JAKARTA – PT Pertamina (Persero) akan melakukan impor bahan bakar minyak (BBM) tambahan untuk memenuhi kebutuhan stasiun pengisian bahan bakar umum (SPBU) swasta, termasuk Shell, BP AKR, dan Vivo. Langkah ini diambil sebagai solusi mengatasi kelangkaan pasokan BBM non-subsidi yang terjadi belakangan ini.
Direktur Utama Pertamina, Simon Aloysius Mantiri, menyatakan bahwa impor akan berasal dari berbagai sumber dan ditargetkan dapat memulihkan pasokan dalam waktu satu minggu ke depan. “Kita usahakan dalam satu minggu ke depan ini sudah terpenuhi dan SPBU swasta sudah bisa berjalan normal,” ujar Simon, Sabtu (20/9/2025).

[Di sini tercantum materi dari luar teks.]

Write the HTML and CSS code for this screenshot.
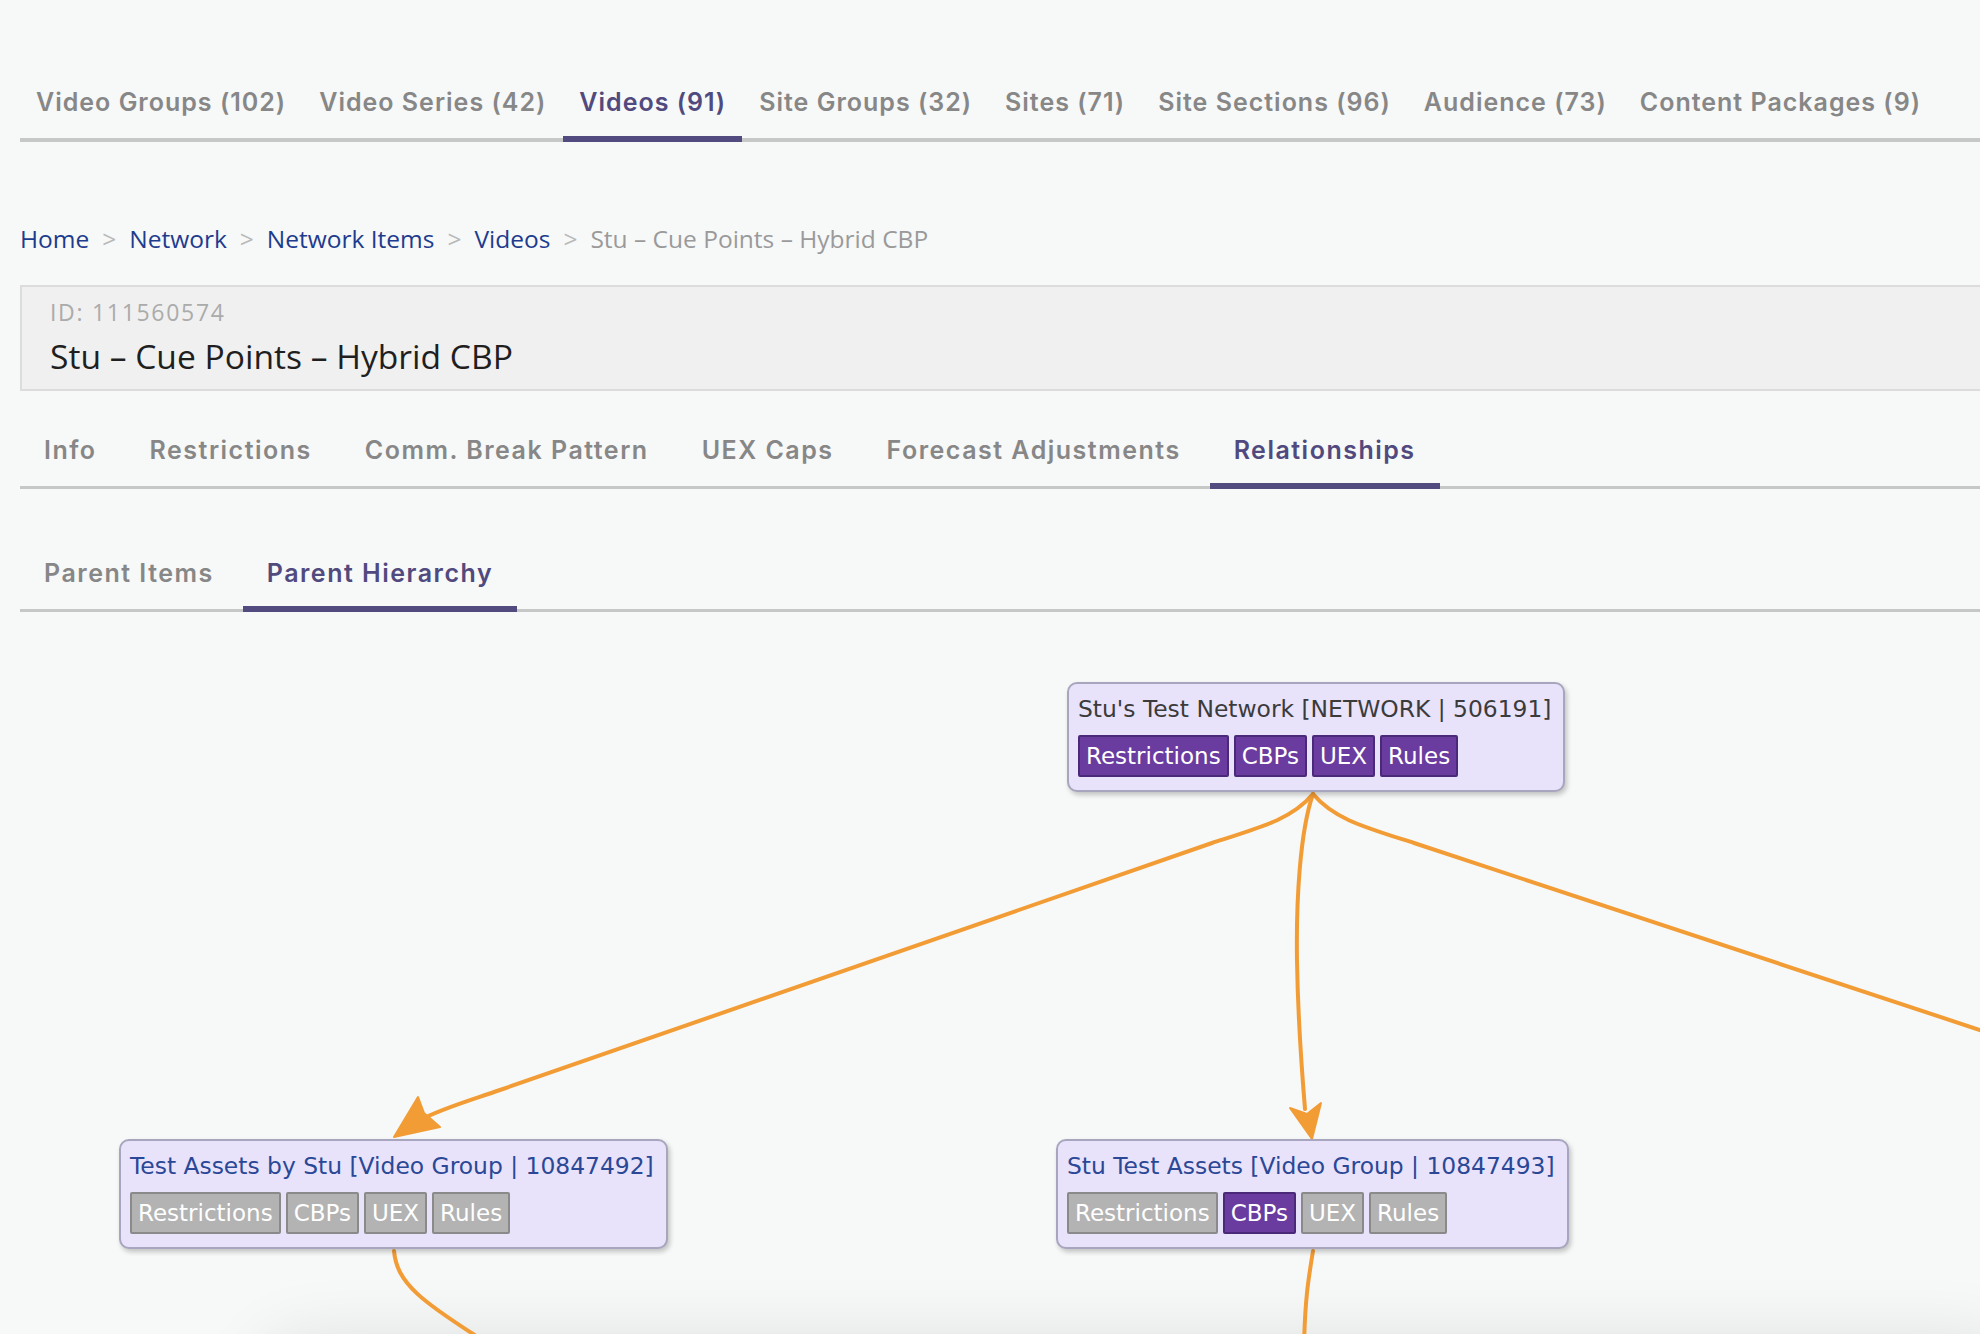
FILE: index.html
```html
<!DOCTYPE html>
<html lang="en">
<head>
<meta charset="utf-8">
<title>Stu – Cue Points – Hybrid CBP</title>
<link rel="stylesheet" href="styles.css">
</head>
<body>
<div class="page">
  <nav class="tabs tabs-top">
    <a class="tab">Video Groups (102)</a>
    <a class="tab">Video Series (42)</a>
    <a class="tab active">Videos (91)</a>
    <a class="tab">Site Groups (32)</a>
    <a class="tab">Sites (71)</a>
    <a class="tab">Site Sections (96)</a>
    <a class="tab">Audience (73)</a>
    <a class="tab">Content Packages (9)</a>
  </nav>

  <div class="breadcrumb">
    <a class="crumb">Home</a><span class="sep">&gt;</span>
    <a class="crumb">Network</a><span class="sep">&gt;</span>
    <a class="crumb">Network Items</a><span class="sep">&gt;</span>
    <a class="crumb">Videos</a><span class="sep">&gt;</span>
    <span class="crumb-current">Stu – Cue Points – Hybrid CBP</span>
  </div>

  <div class="item-header">
    <div class="item-id">ID: 111560574</div>
    <div class="item-title">Stu – Cue Points – Hybrid CBP</div>
  </div>

  <nav class="tabs tabs-sub">
    <a class="tab">Info</a>
    <a class="tab">Restrictions</a>
    <a class="tab">Comm. Break Pattern</a>
    <a class="tab">UEX Caps</a>
    <a class="tab">Forecast Adjustments</a>
    <a class="tab active">Relationships</a>
  </nav>

  <nav class="tabs tabs-sub tabs-third">
    <a class="tab">Parent Items</a>
    <a class="tab active">Parent Hierarchy</a>
  </nav>

  <div class="graph">
    <svg class="edges" width="1980" height="760" viewBox="0 611 1980 760">
      <g class="edge-lines">
        <path d="M1313,793 C1292,818 1262,826 1212,842 L500,1089 C468,1100 440,1108 418,1120"/>
        <path d="M1313,793 C1300,830 1296,900 1297,960 C1298,1020 1301,1060 1305,1108"/>
        <path d="M1313,793 C1334,818 1364,826 1414,842 L1995,1034"/>
        <path d="M394,1250 C397,1282 420,1300 492,1345"/>
        <path d="M1313,1250 C1308,1280 1305,1300 1304,1345"/>
      </g>
      <g class="edge-arrows">
        <polygon points="394,1136 418,1096 424,1112 440,1126"/>
        <polygon points="1312,1138 1290,1107 1307,1113 1321,1102"/>
      </g>
    </svg>

    <div class="node node-network" style="left:1047px;top:70px">
      <div class="node-title">Stu's Test Network [NETWORK | 506191]</div>
      <div class="node-tags">
        <span class="tag on">Restrictions</span><span class="tag on">CBPs</span><span class="tag on">UEX</span><span class="tag on">Rules</span>
      </div>
    </div>

    <div class="node node-group" style="left:99px;top:527px">
      <div class="node-title">Test Assets by Stu [Video Group | 10847492]</div>
      <div class="node-tags">
        <span class="tag">Restrictions</span><span class="tag">CBPs</span><span class="tag">UEX</span><span class="tag">Rules</span>
      </div>
    </div>

    <div class="node node-group" style="left:1036px;top:527px">
      <div class="node-title">Stu Test Assets [Video Group | 10847493]</div>
      <div class="node-tags">
        <span class="tag">Restrictions</span><span class="tag on">CBPs</span><span class="tag">UEX</span><span class="tag">Rules</span>
      </div>
    </div>
  </div>
  <div class="bottom-panel"></div>
</div>
</body>
</html>
```

FILE: styles.css
```css
html, body {
  margin: 0;
  padding: 0;
  background: #f7f8f8;
  overflow: hidden;
  height: 1334px;
}

.page {
  padding: 70px 0 0 20px;
  width: 1990px;
  font-family: "Open Sans", "Liberation Sans", sans-serif;
}

/* ---------- Tabs ---------- */
.tabs {
  display: flex;
  gap: 1px;
  border-bottom: 4px solid #c6c7c7;
  font-family: "Inter", "Open Sans", sans-serif;
  font-weight: 600;
  font-size: 25px;
  letter-spacing: 1px;
  line-height: 30px;
}

.tab {
  display: block;
  padding: 17px 16px 19px;
  margin-bottom: -4px;
  border-bottom: 6px solid transparent;
  color: #878787;
  text-decoration: none;
  white-space: nowrap;
}

.tab.active {
  color: #514a7e;
  border-bottom-color: #524b80;
}

.tabs-sub {
  margin-top: 27px;
  gap: 5px;
  border-bottom-width: 3px;
  font-size: 25px;
  letter-spacing: 1.5px;
}

.tabs-sub .tab {
  padding: 17px 24px 18px;
  margin-bottom: -3px;
}

.tabs-third {
  margin-top: 52px;
}

/* ---------- Breadcrumb ---------- */
.breadcrumb {
  margin-top: 82px;
  font-size: 24.5px;
  line-height: 30px;
  display: flex;
  align-items: center;
}

.crumb {
  color: #1d3c8e;
  text-decoration: none;
}

.sep {
  color: #b8b8b8;
  margin: 0 13px;
}

.crumb-current {
  color: #9a9a9a;
}

/* ---------- Item header ---------- */
.item-header {
  margin-top: 31px;
  background: #f0f0f0;
  border: 2px solid #dcdcdc;
  padding: 11px 28px 13px;
}

.item-id {
  font-size: 23px;
  letter-spacing: 1.7px;
  line-height: 28px;
  color: #ababab;
}

.item-title {
  margin-top: 10px;
  font-size: 33.6px;
  line-height: 40px;
  color: #1f1f1f;
}

/* ---------- Graph ---------- */
.graph {
  position: relative;
  height: 740px;
  font-family: "DejaVu Sans", "Liberation Sans", sans-serif;
}

.edges {
  position: absolute;
  left: -20px;
  top: 0;
  overflow: visible;
}

.edge-lines path {
  fill: none;
  stroke: #f29c36;
  stroke-width: 4;
  stroke-linecap: round;
}

.edge-arrows polygon {
  fill: #f29c36;
  stroke: #f29c36;
  stroke-width: 2;
  stroke-linejoin: round;
}

.node {
  position: absolute;
  background: #e8e2fb;
  border: 2px solid #a8a6bf;
  border-radius: 10px;
  padding: 9px 12px 13px 9px;
  box-shadow: 2px 3px 5px rgba(0, 0, 0, 0.22);
}

.node-title {
  font-size: 23.4px;
  line-height: 32px;
  color: #3b3b3b;
  white-space: nowrap;
}

.node-group .node-title {
  color: #2a4896;
}

.node-tags {
  display: flex;
  gap: 5px;
  margin-top: 10px;
}

.tag {
  display: block;
  background: #b3b3b3;
  border: 2px solid #8a8a8a;
  border-radius: 2px;
  color: #fff;
  font-size: 23px;
  line-height: 38px;
  padding: 0 6px;
}

.tag.on {
  background: #6a3c9f;
  border-color: #4a2a78;
}

.bottom-panel {
  margin-left: 250px;
  height: 200px;
  border-radius: 40px;
  box-shadow: 0 0 70px 12px rgba(0, 0, 0, 0.11);
  background: #eeeeee;
}
```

Kebijakan ini merupakan tindak lanjut dari kesepakatan antara pemerintah, Pertamina, dan operator SPBU swasta dalam rapat di Kementerian ESDM pada Jumat (19/9/2025). Kesepakatan tersebut mencakup empat poin utama:
1. SPBU swasta akan membeli *base fuel* (bahan bakar murni) dari Pertamina dan melakukan pencampuran aditif secara mandiri.
2. Kualitas BBM akan dijaga melalui survei independen.
3. Harga ditetapkan secara adil dan transparan dengan sistem *open book*.
4. Teknis pasokan akan segera dibahas dengan target distribusi paling lambat tujuh hari.
Menteri ESDM Bahlil Lahadalia menegaskan bahwa impor baru diperlukan karena stok BBM Pertamina saat ini sudah dalam bentuk tercampur aditif, sementara SPBU swasta membutuhkan *base fuel*. “Dipastikan (mengimpor baru) karena pasokan Pertamina yang sekarang sudah dicampur, jadi kemungkinan besar impornya impor baru,” jelas Bahlil.
Volume impor yang tepat masih menunggu laporan resmi dari masing-masing perusahaan swasta. Namun, Pertamina Patra Niaga disebut masih memiliki sisa kuota impor sebesar 34 persen atau sekitar 7,52 juta kiloliter hingga akhir 2025. Kuota ini dinilai cukup untuk memenuhi tambahan alokasi bagi SPBU swasta yang diperkirakan sebesar 571.748 kiloliter.
Dengan langkah ini, diharapkan krisis pasokan BBM non-subsidi di SPBU swasta dapat segera teratasi dan operasional mereka kembali normal.